April 3, 2005 at 4:54 am
What a disgrace
SOME of the 47 people taken by ambulance from Melbourne airport last month after a mystery leak have been charged about $700 each for the ride to hospital.
They have been billed despite being caught up in a large-scale public emergency that saw a domestic terminal closed after more than 50 people were treated for nausea, vomiting and shortness of breath.
A spokesman for Victoria’s Metropolitan Ambulance Service, Kevin Broadribb, confirmed last night that under the state’s user-pays system, all of those who used ambulances during the emergency would have to pay, unless they were MAS members.

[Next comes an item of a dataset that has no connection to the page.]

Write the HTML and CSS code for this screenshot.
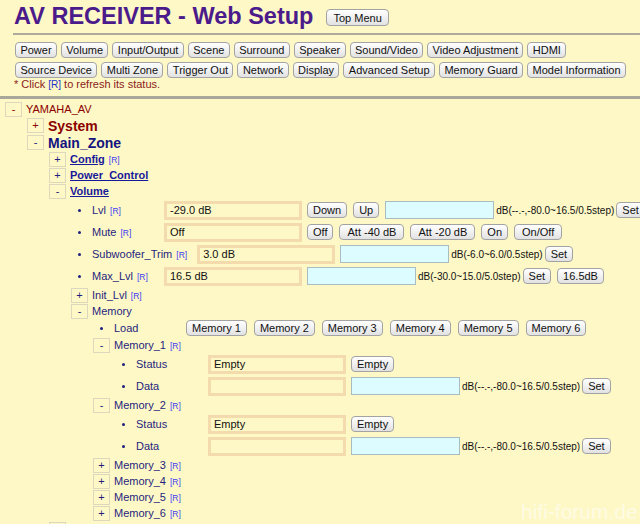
FILE: index.html
```html
<!DOCTYPE html>
<html>
<head>
<meta charset="utf-8">
<title>AV RECEIVER - Web Setup</title>
<link rel="stylesheet" href="styles.css">
</head>
<body>
<div class="head">
  <div class="titlebar">
    <h1 class="title">AV RECEIVER - Web Setup</h1>
    <button class="btn top">Top Menu</button>
  </div>
  <div class="menu">
    <div class="menurow">
      <button class="btn">Power</button>
      <button class="btn">Volume</button>
      <button class="btn">Input/Output</button>
      <button class="btn">Scene</button>
      <button class="btn">Surround</button>
      <button class="btn">Speaker</button>
      <button class="btn">Sound/Video</button>
      <button class="btn">Video Adjustment</button>
      <button class="btn">HDMI</button>
    </div>
    <div class="menurow">
      <button class="btn">Source Device</button>
      <button class="btn">Multi Zone</button>
      <button class="btn">Trigger Out</button>
      <button class="btn">Network</button>
      <button class="btn">Display</button>
      <button class="btn">Advanced Setup</button>
      <button class="btn">Memory Guard</button>
      <button class="btn">Model Information</button>
    </div>
  </div>
  <p class="note">* Click <span class="rn">[R]</span> to refresh its status.</p>
</div>
<div class="bar"></div>

<div class="tree">
  <div class="row"><span class="tg red">-</span><span class="lbl red">YAMAHA_AV</span></div>
  <div class="kids">
    <div class="row big"><span class="tg red">+</span><span class="lbl sys">System</span></div>
    <div class="row big"><span class="tg">-</span><span class="lbl mz">Main_Zone</span></div>
    <div class="kids">
      <div class="row"><span class="tg">+</span><span class="lbl"><a class="lnk">Config</a><span class="r">[R]</span></span></div>
      <div class="row"><span class="tg">+</span><span class="lbl"><a class="lnk">Power_Control</a></span></div>
      <div class="row"><span class="tg">-</span><span class="lbl"><a class="lnk">Volume</a></span></div>
      <div class="kids">
        <div class="leaf">
          <span class="dotcol"><i class="dot"></i></span>
          <span class="lc">Lvl<span class="r">[R]</span></span>
          <div class="disp">-29.0 dB</div>
          <button class="btn">Down</button>
          <button class="btn">Up</button>
          <div class="in"></div>
          <span class="hint">dB(--.-,-80.0~16.5/0.5step)</span>
          <button class="btn">Set</button>
        </div>
        <div class="leaf">
          <span class="dotcol"><i class="dot"></i></span>
          <span class="lc">Mute<span class="r">[R]</span></span>
          <div class="disp">Off</div>
          <button class="btn">Off</button>
          <button class="btn wide">Att -40 dB</button>
          <button class="btn wide">Att -20 dB</button>
          <button class="btn">On</button>
          <button class="btn wide">On/Off</button>
        </div>
        <div class="leaf">
          <span class="dotcol"><i class="dot"></i></span>
          <span class="lc">Subwoofer_Trim<span class="r">[R]</span></span>
          <div class="disp">3.0 dB</div>
          <div class="in"></div>
          <span class="hint">dB(-6.0~6.0/0.5step)</span>
          <button class="btn">Set</button>
        </div>
        <div class="leaf">
          <span class="dotcol"><i class="dot"></i></span>
          <span class="lc">Max_Lvl<span class="r">[R]</span></span>
          <div class="disp">16.5 dB</div>
          <div class="in"></div>
          <span class="hint">dB(-30.0~15.0/5.0step)</span>
          <button class="btn">Set</button>
          <button class="btn">16.5dB</button>
        </div>
        <div class="row"><span class="tg">+</span><span class="lbl">Init_Lvl<span class="r">[R]</span></span></div>
        <div class="row"><span class="tg">-</span><span class="lbl">Memory</span></div>
        <div class="kids">
          <div class="leaf load">
            <span class="dotcol"><i class="dot"></i></span>
            <span class="lc">Load</span>
            <button class="btn">Memory 1</button>
            <button class="btn">Memory 2</button>
            <button class="btn">Memory 3</button>
            <button class="btn">Memory 4</button>
            <button class="btn">Memory 5</button>
            <button class="btn">Memory 6</button>
          </div>
          <div class="row"><span class="tg">-</span><span class="lbl">Memory_1<span class="r">[R]</span></span></div>
          <div class="kids">
            <div class="leaf">
              <span class="dotcol"><i class="dot"></i></span>
              <span class="lc">Status</span>
              <div class="disp">Empty</div>
              <button class="btn">Empty</button>
            </div>
            <div class="leaf">
              <span class="dotcol"><i class="dot"></i></span>
              <span class="lc">Data</span>
              <div class="disp"></div>
              <div class="in"></div>
              <span class="hint">dB(--.-,-80.0~16.5/0.5step)</span>
              <button class="btn">Set</button>
            </div>
          </div>
          <div class="row"><span class="tg">-</span><span class="lbl">Memory_2<span class="r">[R]</span></span></div>
          <div class="kids">
            <div class="leaf">
              <span class="dotcol"><i class="dot"></i></span>
              <span class="lc">Status</span>
              <div class="disp">Empty</div>
              <button class="btn">Empty</button>
            </div>
            <div class="leaf">
              <span class="dotcol"><i class="dot"></i></span>
              <span class="lc">Data</span>
              <div class="disp"></div>
              <div class="in"></div>
              <span class="hint">dB(--.-,-80.0~16.5/0.5step)</span>
              <button class="btn">Set</button>
            </div>
          </div>
          <div class="row"><span class="tg">+</span><span class="lbl">Memory_3<span class="r">[R]</span></span></div>
          <div class="row"><span class="tg">+</span><span class="lbl">Memory_4<span class="r">[R]</span></span></div>
          <div class="row"><span class="tg">+</span><span class="lbl">Memory_5<span class="r">[R]</span></span></div>
          <div class="row"><span class="tg">+</span><span class="lbl">Memory_6<span class="r">[R]</span></span></div>
        </div>
      </div>
      <div class="row"><span class="tg">+</span><span class="lbl"><a class="lnk">Input</a><span class="r">[R]</span></span></div>
    </div>
  </div>
</div>

<div class="wm">hifi-forum.de</div>
</body>
</html>
```

FILE: styles.css
```css
html {
  overflow: hidden;
}

body {
  margin: 0;
  background: #fef8c6;
  font-family: "Liberation Sans", Arial, sans-serif;
  font-size: 11px;
  color: #1f1f7f;
}

.head {
  margin-left: 13px;
}

.titlebar {
  display: flex;
  align-items: flex-start;
  gap: 13px;
  height: 30px;
  padding: 3px 0 0 1px;
  border-bottom: 2px solid #aeab9c;
}

.title {
  margin: 0;
  font-size: 23.5px;
  line-height: 26px;
  font-weight: bold;
  color: #4b1b8b;
  white-space: nowrap;
}

.btn {
  font-family: "Liberation Sans", Arial, sans-serif;
  font-size: 11px;
  line-height: 14px;
  height: 16px;
  padding: 0 5px;
  margin: 0;
  border: 1px solid #a3a3a3;
  border-radius: 4px;
  background: linear-gradient(#ffffff, #f1f1f1 50%, #e2e2e2);
  color: #111;
  white-space: nowrap;
  flex: none;
}

.btn.top {
  margin-top: 6px;
  height: 17px;
  padding: 0 6px;
}

.btn.wide {
  padding: 0 7px;
}

.menu {
  padding: 7px 0 0 2px;
  display: flex;
  flex-direction: column;
  gap: 4px;
}

.menurow {
  display: flex;
  gap: 4px;
}

.menurow .btn {
  padding: 0 4.4px;
}

.note {
  margin: 0;
  padding-left: 1px;
  line-height: 13px;
  font-size: 11px;
  color: #8b1a1a;
}

.rn {
  font-size: 10px;
  color: #2233cc;
}

.bar {
  height: 3px;
  margin-top: 5px;
  background: #a9a69a;
}

.tree {
  padding: 2px 0 0 5px;
}

.kids {
  margin-left: 22px;
}

.row {
  display: flex;
  align-items: center;
  gap: 4px;
  height: 16px;
  white-space: nowrap;
}

.row.big {
  height: 17px;
}

.tg {
  width: 17px;
  height: 15px;
  box-sizing: border-box;
  border: 1px solid #dcd7bd;
  display: flex;
  align-items: center;
  justify-content: center;
  font-size: 11px;
  line-height: 1;
  flex: none;
}

.red {
  color: #8b0000;
}

.lbl.sys {
  font-size: 14px;
  font-weight: bold;
  color: #8b0000;
}

.lbl.mz {
  font-size: 14px;
  font-weight: bold;
  color: #14147e;
}

.lnk {
  font-weight: bold;
  text-decoration: underline;
  color: #18189a;
}

.r {
  font-size: 8.5px;
  color: #3b3bf5;
  margin-left: 4px;
  font-weight: normal;
}

.leaf {
  display: flex;
  align-items: center;
  height: 22px;
  white-space: nowrap;
}

.leaf.load {
  height: 18px;
}

.dotcol {
  width: 17px;
  margin-right: 4px;
  display: flex;
  justify-content: center;
  flex: none;
}

.dot {
  width: 3px;
  height: 3px;
  border-radius: 50%;
  background: #1f1f7f;
}

.lc {
  min-width: 72px;
  box-sizing: border-box;
  padding-right: 10px;
  flex: none;
}

.disp {
  width: 138px;
  height: 19px;
  box-sizing: border-box;
  border: 3px solid #f3dbad;
  padding-left: 3px;
  display: flex;
  align-items: center;
  color: #111;
  font-size: 11px;
  margin-right: 5px;
  flex: none;
}

.in {
  width: 109px;
  height: 18px;
  box-sizing: border-box;
  border: 1px solid #a9bcc0;
  background: #dcfcff;
  margin-right: 2px;
  flex: none;
}

.hint {
  font-size: 10px;
  color: #111;
  margin-right: 2px;
}

.leaf .btn {
  margin-right: 6px;
}

.leaf.load .btn {
  margin-right: 7px;
}

.wm {
  position: absolute;
  left: 521px;
  top: 500px;
  font-size: 21px;
  color: rgba(255, 255, 255, 0.55);
  white-space: nowrap;
}
```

He said ambulance fees were only waived at the discretion of the MAS, but this was not invoked in the case of the February 21 airport leak, which disrupted the travel plans of 14,000 people around the nation.
So far MAS has withdrawn only one bill – one for $1400 handed to Kath Taylor and her 10-year-old daughter, Laura.
Ms Taylor said Laura complained of a headache as she passed through security at the airport after arriving on a flight from the Gold Coast.
“They (the ambulance paramedics) asked people, ‘Who is feeling sick’, and Laura said, ‘I am’,” Ms Taylor told The Australian last night.
“They took us over to an ambulance and told us it (the cost) would be covered.”
The mother and daughter were then taken to the nearest hospital, where Laura was given two headache tablets and told to go home.
When Ms Taylor was later billed $1400 for the ride, she complained to MAS. She was told yesterday that the fee would be waived because she had wrongly been told at the airport that she would not have to pay.
Ambulance operations manager Paul Holman said the service did not regret its decision to charge people for using ambulances during the airport crisis.
“People need to take out appropriate coverage for ambulance transport,” he said.
Mr Broadribb said he did not know how many of the 47 people transported from the airport had been billed, because he did not know how many were MAS members.
The Victorian Government is expected to release a report soon into the health scare. Experts have struggled to identify the cause of the leak, after having initially found no evidence of a chemical spill or gas leak.
The airport’s south terminal was shut down for eight hours, causing Virgin Blue to cancel 110 flights over two days.